Now, admittedly, there are going to be some less-than-scrupulous dealers who don't care where the collection came from, as long as they think they can make a profit from re-selling it. But, by and large, I think the only thing you can do with a stolen comic book collection is to keep it. There simply isn't much of a black market for stolen comics.

Psstt... hey, bud! How'dja like ta buy this here CGC 9.4 Wonder Woman I've got in my coat pocket?

"Cute, Sean, but that's not really economics. What about that bit you said earlier about a comic shop only buying a comic for a percentage of what it's worth? That sounded kind of economics-ish."

Actually, that's pretty simple and shouldn't take long to explain.

Those values you see listed in price guides? Those number are what SOME people are willing to pay for a comic. If you have a near mint copy of Action Comics #1, there's a lot of people who would like to have it. Some people want it more than others, and some people can afford to spend more on it than others. There might be a few folks who are willing to spend over $2,000,000 to get it, but I don't have that kind of money. In fact, at the moment, I'd be hard pressed to spend more than a couple hundred bucks on it. That's what the comics' value you is TO ME, because that's what I could afford to spend on it. But to SOMEONE, it's worth $2,000,000 and that's what shows up in price guides.

Now if you take your collection into a comic shop to sell, they're going to go through and see how much it's worth TO THEM. Some of the figure they might quote you is going to do with how much money they can afford to give you at that time. But the other thing to remember is that a comic shop is a BUSINESS. They're going to take whatever comics you try to sell them, and sell those same comics to someone else. And, like any middleman, they're going to add some markup to the book's value so they earn some profit on the venture.

If they buy a comic from you for $100, they're not going to sell it for less than $100, right? They'd lose money that way. If they sell it for exactly $100, they still lose out because it used up some of their time and energy, but they ended up right where they started financially. They could've spent the time doing something else. So they need to sell it for more than $100.

The businessmen I've talked to usually offer to buy comics at about half what they think they can sell the issues for. Inevitably, some of the books don't get sold at all, but the 50% profit margin on the ones that do sell helps to counteract that. That way, the retailer still makes a profit, even if some of the books languish in the back issue bins.

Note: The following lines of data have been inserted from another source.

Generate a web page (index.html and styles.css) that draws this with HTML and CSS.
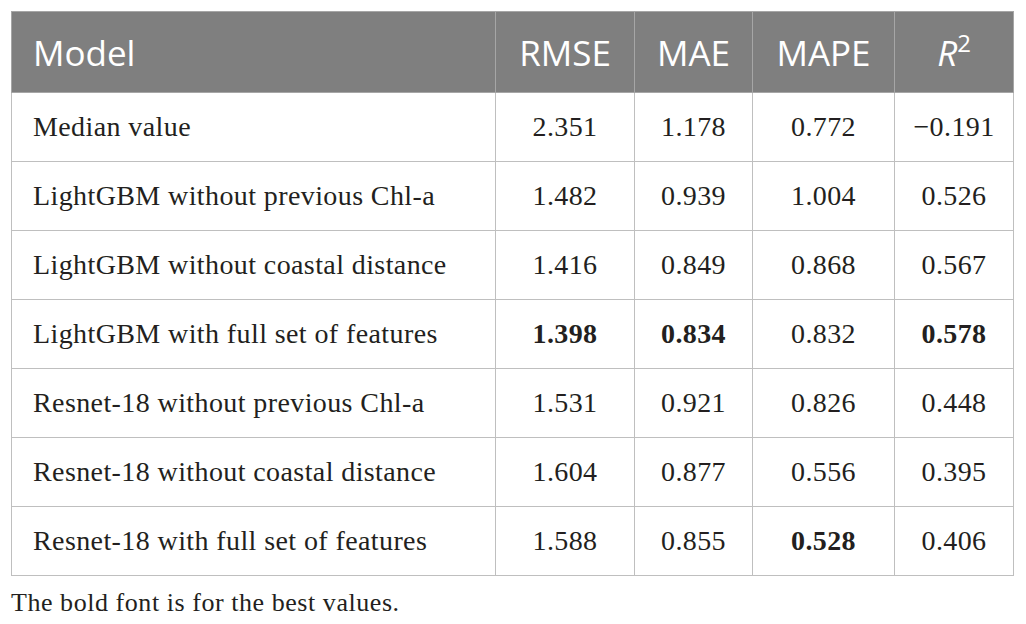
FILE: index.html
```html
<!DOCTYPE html>
<html lang="en">

<head>
    <meta charset="UTF-8">
    <title>Model comparison</title>
    <link rel="stylesheet" href="styles.css">
</head>

<body>

    <div id="container">
        <!-- results table -->
        <table class="results">
            <colgroup>
                <col class="colModel">
                <col class="colRmse">
                <col class="colMae">
                <col class="colMape">
                <col class="colR2">
            </colgroup>
            <thead>
                <tr>
                    <th class="left">Model</th>
                    <th>RMSE</th>
                    <th>MAE</th>
                    <th>MAPE</th>
                    <th><i>R</i><sup>2</sup></th>
                </tr>
            </thead>
            <tbody>
                <tr>
                    <td class="left">Median value</td>
                    <td>2.351</td>
                    <td>1.178</td>
                    <td>0.772</td>
                    <td>&minus;0.191</td>
                </tr>
                <tr>
                    <td class="left">LightGBM without previous Chl-a</td>
                    <td>1.482</td>
                    <td>0.939</td>
                    <td>1.004</td>
                    <td>0.526</td>
                </tr>
                <tr>
                    <td class="left">LightGBM without coastal distance</td>
                    <td>1.416</td>
                    <td>0.849</td>
                    <td>0.868</td>
                    <td>0.567</td>
                </tr>
                <tr>
                    <td class="left">LightGBM with full set of features</td>
                    <td><b>1.398</b></td>
                    <td><b>0.834</b></td>
                    <td>0.832</td>
                    <td><b>0.578</b></td>
                </tr>
                <tr>
                    <td class="left">Resnet-18 without previous Chl-a</td>
                    <td>1.531</td>
                    <td>0.921</td>
                    <td>0.826</td>
                    <td>0.448</td>
                </tr>
                <tr>
                    <td class="left">Resnet-18 without coastal distance</td>
                    <td>1.604</td>
                    <td>0.877</td>
                    <td>0.556</td>
                    <td>0.395</td>
                </tr>
                <tr>
                    <td class="left">Resnet-18 with full set of features</td>
                    <td>1.588</td>
                    <td>0.855</td>
                    <td><b>0.528</b></td>
                    <td>0.406</td>
                </tr>
            </tbody>
        </table>
        <!-- note under the table -->
        <p class="note">The bold font is for the best values.</p>
    </div>

</body>

</html>
```

FILE: styles.css
```css
body {
    margin: 0;
    background-color: #ffffff;
    color: #231f20;
    font-family: "Liberation Serif", "Times New Roman", serif;
}

#container {
    padding: 11px 0 0 11px;
}

.results {
    border-collapse: collapse;
    width: 1002px;
    table-layout: fixed;
}

.colModel { width: 484px; }
.colRmse { width: 139px; }
.colMae { width: 118px; }
.colMape { width: 142px; }
.colR2 { width: 119px; }

/* grey header row */
th {
    height: 80px;
    background-color: #7f7f7f;
    color: #ffffff;
    font-family: "Open Sans", "Lato", sans-serif;
    font-weight: normal;
    font-size: 35px;
    text-align: center;
    border: 1px solid #a6a6a6;
    padding: 0;
}

th sup {
    font-size: 24px;
    vertical-align: 14px;
    line-height: 0;
}

td {
    height: 68px;
    font-size: 28px;
    letter-spacing: 0.4px;
    text-align: center;
    border: 1px solid #bfbfbf;
    padding: 0;
}

th.left,
td.left {
    text-align: left;
    padding-left: 21px;
}

.note {
    margin: 12px 0 0 0;
    font-size: 26px;
    letter-spacing: 0.55px;
}
```
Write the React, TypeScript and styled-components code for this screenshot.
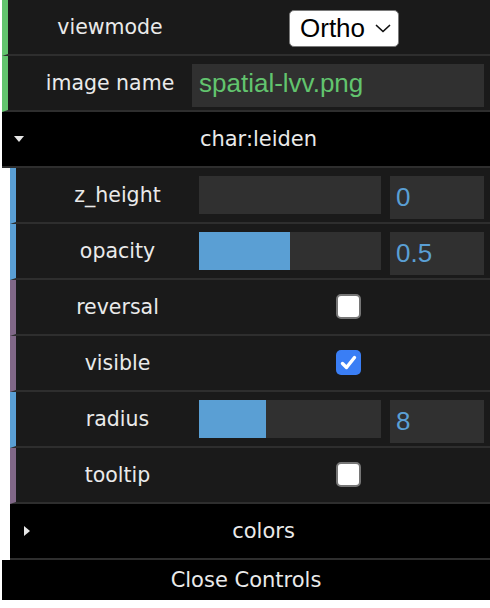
import styled, { createGlobalStyle } from 'styled-components';

const GREEN = '#62c46e';
const BLUE = '#5a9fd4';
const PURPLE = '#806787';

const LABEL_FONT = `'DejaVu Sans', 'Liberation Sans', sans-serif`;
const VALUE_FONT = `'Liberation Sans', Arial, sans-serif`;

export default function App() {
    return (
        <>
            <GlobalStyle />
            <Panel>
                <Row $accent={GREEN}>
                    <Label>viewmode</Label>
                    <Control>
                        <Select>
                            <span>Ortho</span>
                            <svg width="16" height="9" viewBox="0 0 16 9" fill="none" stroke="#111" strokeWidth="1.7" strokeLinecap="round" strokeLinejoin="round">
                                <path d="M1.5 1.5 L8 7.5 L14.5 1.5" />
                            </svg>
                        </Select>
                    </Control>
                </Row>
                <Row $accent={GREEN}>
                    <Label>image name</Label>
                    <Control>
                        <TextInput>spatial-lvv.png</TextInput>
                    </Control>
                </Row>

                <FolderTitle>
                    <Triangle $open />
                    <FolderName>char:leiden</FolderName>
                </FolderTitle>
                <FolderBody>
                    <Row $accent={BLUE}>
                        <Label $nested>z_height</Label>
                        <Control>
                            <Slider>
                                <SliderFill style={{ width: '0%' }} />
                            </Slider>
                            <NumberBox>0</NumberBox>
                        </Control>
                    </Row>
                    <Row $accent={BLUE}>
                        <Label $nested>opacity</Label>
                        <Control>
                            <Slider>
                                <SliderFill style={{ width: '50%' }} />
                            </Slider>
                            <NumberBox>0.5</NumberBox>
                        </Control>
                    </Row>
                    <Row $accent={PURPLE}>
                        <Label $nested>reversal</Label>
                        <Control>
                            <Checkbox />
                        </Control>
                    </Row>
                    <Row $accent={PURPLE}>
                        <Label $nested>visible</Label>
                        <Control>
                            <Checkbox $checked>
                                <svg width="25" height="25" viewBox="0 0 25 25" fill="none" stroke="#fff" strokeWidth="3.4" strokeLinecap="round" strokeLinejoin="round">
                                    <path d="M6.5 13.5 L10.5 17.5 L18.5 7.5" />
                                </svg>
                            </Checkbox>
                        </Control>
                    </Row>
                    <Row $accent={BLUE}>
                        <Label $nested>radius</Label>
                        <Control>
                            <Slider>
                                <SliderFill style={{ width: '37%' }} />
                            </Slider>
                            <NumberBox>8</NumberBox>
                        </Control>
                    </Row>
                    <Row $accent={PURPLE}>
                        <Label $nested>tooltip</Label>
                        <Control>
                            <Checkbox />
                        </Control>
                    </Row>
                    <FolderTitle>
                        <Triangle />
                        <FolderName>colors</FolderName>
                    </FolderTitle>
                </FolderBody>

                <CloseButton>Close Controls</CloseButton>
            </Panel>
        </>
    );
}

const GlobalStyle = createGlobalStyle`
    html, body {
        margin: 0;
        padding: 0;
        background: #fff;
    }
    * {
        box-sizing: border-box;
    }
`;

const Panel = styled.div`
    display: flex;
    flex-direction: column;
    width: 488px;
    margin-left: 2px;
    font-family: ${LABEL_FONT};
`;

const Row = styled.div<{ $accent: string }>`
    display: flex;
    height: 56px;
    background: #1a1a1a;
    border-left: 6px solid ${({ $accent }) => $accent};
    border-bottom: 2px solid #2e2e2e;
`;

const Label = styled.div<{ $nested?: boolean }>`
    flex: 0 0 ${({ $nested }) => ($nested ? '183px' : '184px')};
    display: flex;
    align-items: center;
    justify-content: center;
    padding-left: 20px;
    font-size: 20.5px;
    color: #eaeaea;
    white-space: nowrap;
`;

const Control = styled.div`
    flex: 1;
    display: flex;
    align-items: flex-start;
    gap: 9px;
    padding: 8px 6px 0 0;
`;

const Select = styled.div`
    display: flex;
    align-items: center;
    gap: 10px;
    height: 37px;
    width: 110px;
    margin: 2px 0 0 97px;
    padding-left: 10px;
    background: #fff;
    border: 1.5px solid #7a7a7a;
    border-radius: 5px;
    font-family: ${VALUE_FONT};
    font-size: 26px;
    color: #000;
`;

const TextInput = styled.div`
    flex: 1;
    height: 43px;
    line-height: 39px;
    padding-left: 7px;
    background: #303030;
    font-family: ${VALUE_FONT};
    font-size: 26px;
    color: ${GREEN};
`;

const Slider = styled.div`
    flex: 0 0 182px;
    height: 38px;
    background: #303030;
    overflow: hidden;
`;

const SliderFill = styled.div`
    height: 100%;
    background: ${BLUE};
`;

const NumberBox = styled.div`
    flex: 1;
    height: 43px;
    line-height: 43px;
    padding-left: 6px;
    background: #303030;
    font-family: ${VALUE_FONT};
    font-size: 26px;
    color: ${BLUE};
`;

const Checkbox = styled.div<{ $checked?: boolean }>`
    width: 25px;
    height: 25px;
    margin: 6px 0 0 137px;
    border-radius: 5px;
    background: ${({ $checked }) => ($checked ? '#3a7ef5' : '#fff')};
    border: ${({ $checked }) => ($checked ? 'none' : '2px solid #767676')};

    svg {
        display: block;
    }
`;

const FolderTitle = styled.div`
    display: flex;
    align-items: center;
    height: 56px;
    padding-left: 12px;
    background: #000;
    border-bottom: 2px solid #2e2e2e;
    color: #eaeaea;
`;

const Triangle = styled.span<{ $open?: boolean }>`
    flex: 0 0 10px;
    width: 0;
    height: 0;
    ${({ $open }) =>
        $open
            ? `
        border-left: 5px solid transparent;
        border-right: 5px solid transparent;
        border-top: 6px solid #e6e6e6;
    `
            : `
        margin-left: 2px;
        flex-basis: 6px;
        border-top: 5px solid transparent;
        border-bottom: 5px solid transparent;
        border-left: 6px solid #e6e6e6;
        margin-right: 4px;
    `}
`;

const FolderName = styled.div`
    flex: 1;
    text-align: center;
    padding-left: 3px;
    font-size: 21px;
`;

const FolderBody = styled.div`
    display: flex;
    flex-direction: column;
    padding-left: 8px;
`;

const CloseButton = styled.div`
    height: 40px;
    display: flex;
    align-items: center;
    justify-content: center;
    background: #000;
    color: #eaeaea;
    font-size: 21px;
`;
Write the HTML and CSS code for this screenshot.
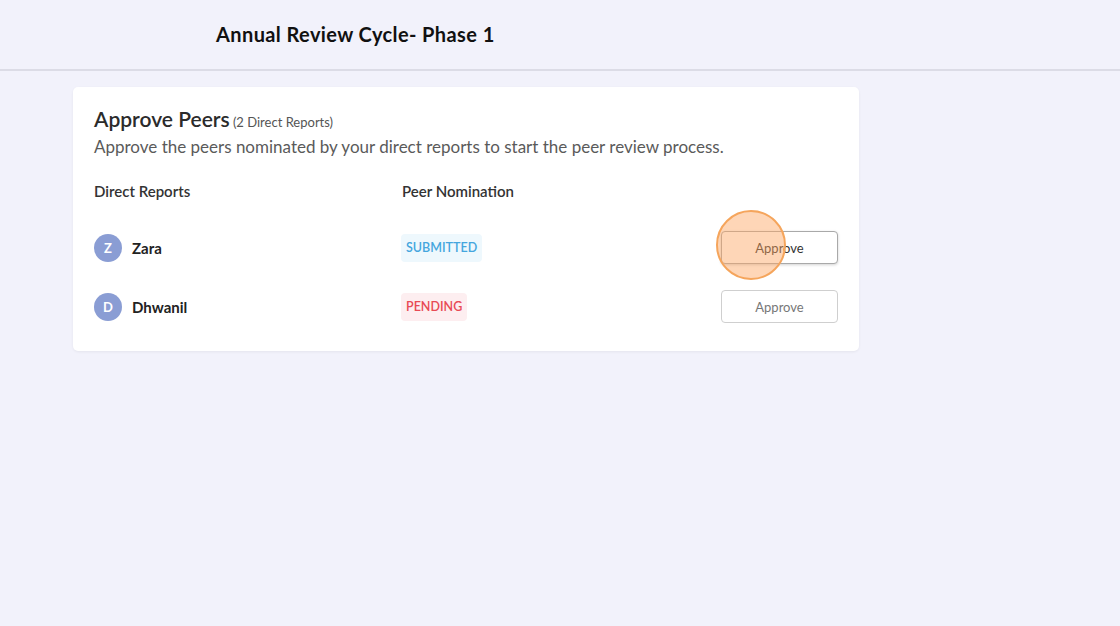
FILE: index.html
```html
<!DOCTYPE html>
<html>
<head>
<meta charset="utf-8">
<link rel="stylesheet" href="styles.css">
</head>
<body>
<header class="topbar">
  <h1 class="page-title">Annual Review Cycle- Phase 1</h1>
</header>
<main class="content">
  <section class="card">
    <div class="card-head">
      <h2 class="card-title">Approve Peers <span class="count">(2 Direct Reports)</span></h2>
      <p class="card-sub">Approve the peers nominated by your direct reports to start the peer review process.</p>
    </div>
    <div class="table">
      <div class="row head">
        <div class="col-name">Direct Reports</div>
        <div class="col-status">Peer Nomination</div>
        <div class="col-action"></div>
      </div>
      <div class="row">
        <div class="col-name"><span class="avatar">Z</span><span class="name">Zara</span></div>
        <div class="col-status"><span class="badge submitted">SUBMITTED</span></div>
        <div class="col-action">
          <button class="btn hover">Approve</button>
          <span class="click-mark"></span>
        </div>
      </div>
      <div class="row">
        <div class="col-name"><span class="avatar">D</span><span class="name">Dhwanil</span></div>
        <div class="col-status"><span class="badge pending">PENDING</span></div>
        <div class="col-action"><button class="btn">Approve</button></div>
      </div>
    </div>
  </section>
</main>
</body>
</html>
```

FILE: styles.css
```css
* { box-sizing: border-box; }
html, body { margin: 0; padding: 0; }
body {
  background: #f2f2fb;
  font-family: Lato, "Noto Sans", "Liberation Sans", sans-serif;
  color: #222;
  width: 1120px;
  height: 626px;
  overflow: hidden;
}
.topbar {
  height: 71px;
  border-bottom: 2px solid #dcdce6;
  padding-left: 216px;
  display: flex;
  align-items: center;
}
.page-title {
  margin: 0;
  font-size: 20px;
  font-weight: 700;
  color: #111;
  letter-spacing: 0.4px;
  padding-bottom: 1px;
}
.content {
  padding: 16px 0 0 73px;
}
.card {
  width: 786px;
  height: 264px;
  background: #fff;
  border-radius: 5px;
  box-shadow: 0 1px 3px rgba(0,0,0,0.06);
  padding: 18px 21px 0 21px;
}
.card-title {
  margin: 0;
  font-size: 21px;
  font-weight: 600;
  color: #2b2b2b;
  line-height: 27px;
}
.count {
  font-size: 13px;
  font-weight: 400;
  color: #555;
  margin-left: -2px;
}
.card-sub {
  margin: 0;
  font-size: 17px;
  color: #5a5a5a;
  line-height: 22px;
}
.table { margin-top: 23px; }
.row {
  display: flex;
  align-items: center;
  height: 59px;
}
.row.head {
  height: 20px;
  margin-bottom: 17px;
  font-size: 15px;
  font-weight: 600;
  color: #333;
}
.col-name { width: 308px; display: flex; align-items: center; }
.col-status { width: 319px; }
.col-action { width: 117px; position: relative; display: flex; }
.avatar {
  width: 28px;
  height: 28px;
  border-radius: 50%;
  background: #8a9dd4;
  color: #fff;
  font-size: 13px;
  font-weight: 700;
  display: inline-flex;
  align-items: center;
  justify-content: center;
}
.name {
  margin-left: 10px;
  font-size: 15px;
  font-weight: 700;
  color: #222;
}
.badge {
  display: inline-block;
  margin-left: -1px;
  height: 28px;
  line-height: 28px;
  padding: 0 5px;
  border-radius: 4px;
  font-size: 12.5px;
  font-weight: 600;
}
.submitted { background: #eef8fd; color: #45a6de; }
.pending { background: #fdeef0; color: #e84a55; }
.btn {
  width: 117px;
  height: 33px;
  background: #fff;
  border: 1px solid #cfcfcf;
  border-radius: 4px;
  font-family: inherit;
  font-size: 13px;
  color: #777;
  cursor: pointer;
}
.btn.hover {
  border-color: #a9a9a9;
  color: #333;
  box-shadow: 0 1px 3px rgba(0,0,0,0.18);
}
.click-mark {
  position: absolute;
  left: -5px;
  top: -21px;
  width: 70px;
  height: 70px;
  border-radius: 50%;
  background: rgba(252, 165, 95, 0.45);
  border: 2px solid #f5a55c;
}
```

And because a retailer almost certainly can't sell a comic for MORE than what's listed in price guides, the price they offer to buy it from you is going to be lower than that. In my experience, as I said, by about half.

Clear? Good.

Let me add just one final note that I'm going to take a bit of a hiatus from the Comics Economics series. I'm thrilled that it's been as well-received as it has been, but these posts have been much more time- and thought-consuming than my regular ones, and I need to devote some time towards getting some holiday preparations underway. I'll definitely continue on with regular postings, and throw out an occasional Comics Economics update as I have more time to put into them again. Hopefully, though, this series has given you all something to think about, and I hope people are able to continue the discussion in their own respective venues.